38    At DR[9], the Authority noted that DGS17 claimed to be of the Hindu faith and Tamil ethnicity from a named town in the Northern Province of Sri Lanka and stated that it was satisfied that he had the claimed identity. At DR[21], the Authority referred to a Department of Foreign Affairs and Trade report dated 24 January 2017 which acknowledged that while the security situation in the north and east had improved dramatically since the end of the conflict, military and security forces maintain a significant presence in the Northern Province, including the district where DGS17 had made his home.

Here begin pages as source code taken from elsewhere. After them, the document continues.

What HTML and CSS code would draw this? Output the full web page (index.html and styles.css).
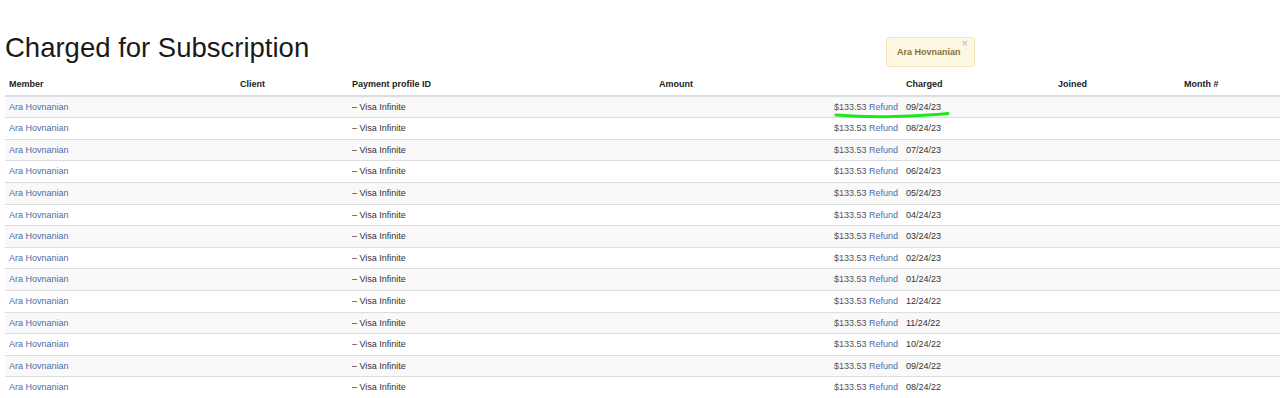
FILE: index.html
```html
<!DOCTYPE html>
<html>
<head>
    <meta charset="UTF-8">
    <meta name="viewport" content="width=device-width, initial-scale=1.0">
    <title>Charged for Subscription</title>
    <link rel="stylesheet" href="styles.css">
</head>
<body>
    <div class="page">
        <h1 class="page-title">Charged for Subscription</h1>

        <div class="toast">
            <span class="toast-close">&times;</span>
            <strong>Ara Hovnanian</strong>
        </div>

        <div class="table-wrap">
            <table class="charges">
                <colgroup>
                    <col style="width: 231px">
                    <col style="width: 112px">
                    <col style="width: 307px">
                    <col style="width: 247px">
                    <col style="width: 152px">
                    <col style="width: 126px">
                    <col>
                </colgroup>
                <thead>
                    <tr>
                        <th>Member</th>
                        <th>Client</th>
                        <th>Payment profile ID</th>
                        <th>Amount</th>
                        <th>Charged</th>
                        <th>Joined</th>
                        <th>Month #</th>
                    </tr>
                </thead>
                <tbody id="rows"></tbody>
            </table>

            <!-- marker stroke drawn over the first row -->
            <svg class="marker" width="120" height="8" viewBox="0 0 120 8">
                <path d="M2 4 C 20 5.5, 40 6, 60 5.5 S 100 4, 114 2.5" fill="none" stroke="#1ee61e" stroke-width="3" stroke-linecap="round"/>
            </svg>
        </div>
    </div>

    <script>
        const dates = ['09/24/23', '08/24/23', '07/24/23', '06/24/23', '05/24/23', '04/24/23', '03/24/23',
                       '02/24/23', '01/24/23', '12/24/22', '11/24/22', '10/24/22', '09/24/22', '08/24/22'];
        const tbody = document.getElementById('rows');

        dates.forEach(date => {
            const tr = document.createElement('tr');
            tr.innerHTML = `
                <td><a href="#">Ara Hovnanian</a></td>
                <td></td>
                <td>&ndash; Visa Infinite</td>
                <td class="amount">$133.53 <a href="#">Refund</a></td>
                <td>${date}</td>
                <td></td>
                <td></td>`;
            tbody.appendChild(tr);
        });
    </script>
</body>
</html>
```

FILE: styles.css
```css
* {
    box-sizing: border-box;
}

body {
    margin: 0;
    font-family: 'Liberation Sans', Arial, sans-serif;
    font-size: 9px;
    color: #333;
    background: #fff;
}

a {
    color: #4a6ea9;
    text-decoration: none;
}

.page {
    position: relative;
    padding: 33px 0 0 5px;
}

.page-title {
    margin: 0;
    font-size: 27.5px;
    font-weight: normal;
    line-height: 30px;
    color: #1a1a1a;
}

.toast {
    position: absolute;
    top: 37px;
    left: 886px;
    width: 89px;
    height: 30px;
    padding: 9px 10px;
    background: #fcf8e3;
    border: 1px solid #f6e3b8;
    border-radius: 3px;
    color: #8a6d3b;
    font-size: 9px;
    line-height: 11px;
}

.toast-close {
    position: absolute;
    top: 0;
    right: 6px;
    font-size: 11px;
    line-height: 11px;
    color: #b9b2a6;
}

.table-wrap {
    position: relative;
    margin-top: 11px;
}

.charges {
    width: 1275px;
    border-collapse: collapse;
    table-layout: fixed;
}

.charges th,
.charges td {
    padding: 2px 4px;
    line-height: 16.6px;
    text-align: left;
    white-space: nowrap;
}

.charges th {
    font-weight: bold;
    color: #222;
    border-bottom: 2px solid #ddd;
}

.charges td {
    border-top: 1px solid #ddd;
}

.charges tbody tr:nth-child(odd) {
    background: #f9f9f9;
}

.charges td.amount {
    text-align: right;
    color: #555;
}

.marker {
    position: absolute;
    top: 37px;
    left: 829px;
}
```
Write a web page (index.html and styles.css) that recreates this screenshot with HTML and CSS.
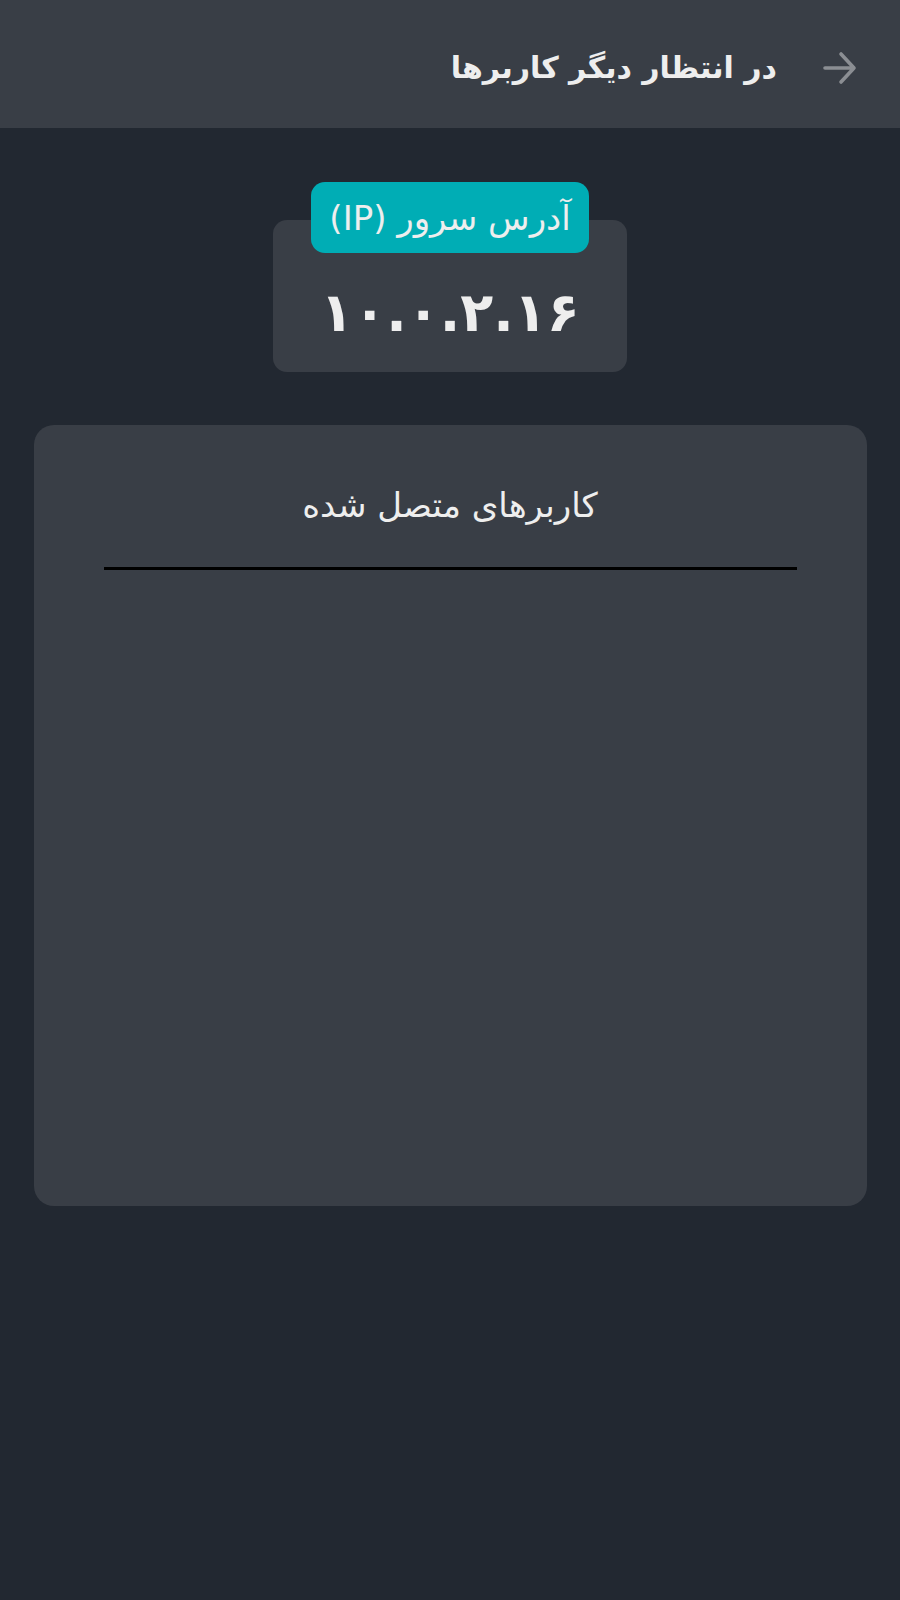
FILE: index.html
```html
<!DOCTYPE html>
<html lang="fa" dir="rtl">
<head>
<meta charset="utf-8">
<title>در انتظار دیگر کاربرها</title>
<link rel="stylesheet" href="styles.css">
</head>
<body>
<header class="topbar">
  <svg class="back" viewBox="0 0 34 34" width="34" height="34" aria-hidden="true">
    <path d="M2 17 H31 M18 3 L31 17 L18 31" fill="none" stroke="#8b8e93" stroke-width="3.6" stroke-linecap="round" stroke-linejoin="round"/>
  </svg>
  <h1 class="title">در انتظار دیگر کاربرها</h1>
</header>
<main class="content">
  <section class="ip-wrap">
    <div class="ip-badge">آدرس سرور (IP)</div>
    <div class="ip-box">
      <span class="ip-value" dir="ltr">۱۰.۰.۲.۱۶</span>
    </div>
  </section>
  <section class="users-card">
    <h2 class="users-title">کاربرهای متصل شده</h2>
    <div class="divider"></div>
  </section>
</main>
</body>
</html>
```
FILE: styles.css
```css
html, body {
  margin: 0;
  padding: 0;
}
body {
  background: #222831;
  color: #eeeeee;
  font-family: "DejaVu Sans", "Noto Sans", sans-serif;
  width: 900px;
  min-height: 1600px;
}
.topbar {
  height: 128px;
  background: #393e46;
  display: flex;
  align-items: center;
  padding-right: 43px;
  padding-top: 8px;
  gap: 46px;
  box-sizing: border-box;
}
.back {
  display: block;
  flex: none;
}
.title {
  margin: 0;
  font-size: 30px;
  font-weight: bold;
  color: #eeeeee;
  line-height: 1;
}
.content {
  display: flex;
  flex-direction: column;
  align-items: center;
}
.ip-wrap {
  padding-top: 54px;
  display: flex;
  flex-direction: column;
  align-items: center;
}
.ip-badge {
  position: relative;
  z-index: 1;
  box-sizing: border-box;
  width: 278px;
  height: 71px;
  border-radius: 14px;
  background: #00adb5;
  color: #eeeeee;
  font-size: 34px;
  display: flex;
  align-items: center;
  justify-content: center;
}
.ip-box {
  box-sizing: border-box;
  width: 354px;
  height: 152px;
  margin-top: -33px;
  padding-top: 33px;
  border-radius: 14px;
  background: #393e46;
  display: flex;
  align-items: center;
  justify-content: center;
}
.ip-value {
  font-size: 54px;
  font-weight: bold;
  letter-spacing: 2px;
  color: #eeeeee;
}
.users-card {
  box-sizing: border-box;
  width: 833px;
  height: 781px;
  margin-top: 53px;
  border-radius: 20px;
  background: #393e46;
  padding-top: 56px;
}
.users-title {
  margin: 0;
  text-align: center;
  font-size: 34px;
  font-weight: normal;
  line-height: 48px;
  color: #eeeeee;
}
.divider {
  height: 3px;
  background: #000000;
  margin: 38px 70px 0;
}
```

39    It is clear that the Authority understood that the appellant claimed to be from the Northern Province and that claim was accepted. It is also clear that the Authority misspoke when it referred to DGS17 as being from the Eastern Province at DR[10] and DR[26]. I am not satisfied that those errors affected the required analysis of the risk to which DGS17 would be exposed upon return to Sri Lanka. This is because the Authority plainly understood DGS17 to have grown up and lived after his marriage in an LTTE-controlled area and the country analysis which is peppered throughout the Authority’s decision record assesses risk to Tamil males from the Northern and Eastern Provinces on the same basis. I note that this issue was not raised in the appellant’s grounds of appeal, but in any event I do not accept that the Authority fell into jurisdictional error by its misstatements at DR[10] and DR[26].

Conclusion

40    The appeal should be dismissed with costs.

I certify that the preceding forty (40) numbered paragraphs are a true copy of the Reasons for Judgment herein of the Honourable Justice Farrell.